無料だからできること

著作権が及ばない範囲を定めている著作権法の条文の中に第38条があります。

(営利を目的としない上演等)
第三十八条 公表された著作物は、営利を目的とせず、かつ、聴衆又は観衆から料金(いずれの名義をもつてするかを問わず、著作物の提供又は提示につき受ける対価をいう。以下この条において同じ。)を受けない場合には、公に上演し、演奏し、上映し、又は口述することができる。

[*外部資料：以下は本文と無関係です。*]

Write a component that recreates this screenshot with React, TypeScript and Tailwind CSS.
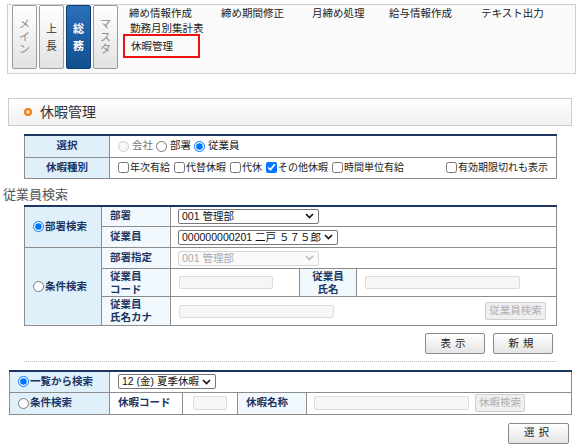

ただし、当該上演、演奏、上映又は口述について実演家又は口述を行う者に対し報酬が支払われる場合は、この限りでない。

(中略)

4 公表された著作物(映画の著作物を除く。)は、営利を目的とせず、かつ、その複製物の貸与を受ける者から料金を受けない場合には、その複製物(映画の著作物において複製されている著作物にあつては、当該映画の著作物の複製物を除く。)の貸与により公衆に提供することができる。
5 映画フィルムその他の視聴覚資料を公衆の利用に供することを目的とする視聴覚教育施設その他の施設(営利を目的として設置されているものを除く。)で政令で定めるものは、公表された映画の著作物を、その複製物の貸与を受ける者から料金を受けない場合には、その複製物の貸与により頒布することができる。この場合において、当該頒布を行う者は、当該映画の著作物又は当該映画の著作物において複製されている著作物につき第二十六条に規定する権利を有する者(第二十八条の規定により第二十六条に規定する権利と同一の権利を有する者を含む。)に相当な額の補償金を支払わなければならない。

ここに書かれている行為は、「営利を目的とせず、かつ料金を受けない場合」には著作権者の権利は及ばない、つまり著作権者の許諾を得る必要はなく自由に行えるのです。
著作権法上において、「営利を目的とせず、かつ料金を受けない」からこそ、自由にできることがあるのです。

公共図書館を有料にできないか、という発言を見かけることがありますが、公共図書館が有料になった場合、貸出サービスも、読み聞かせサービス、障害者に対する対面朗読サービスなどは、著作権者の許諾を得ないと行えないことになるのです。そしてこれらは、許諾を得る体制は、現時点で整っているとは言えません。
公共図書館においては、無料だからこそできることがあるということを、忘れないで欲しいと思います。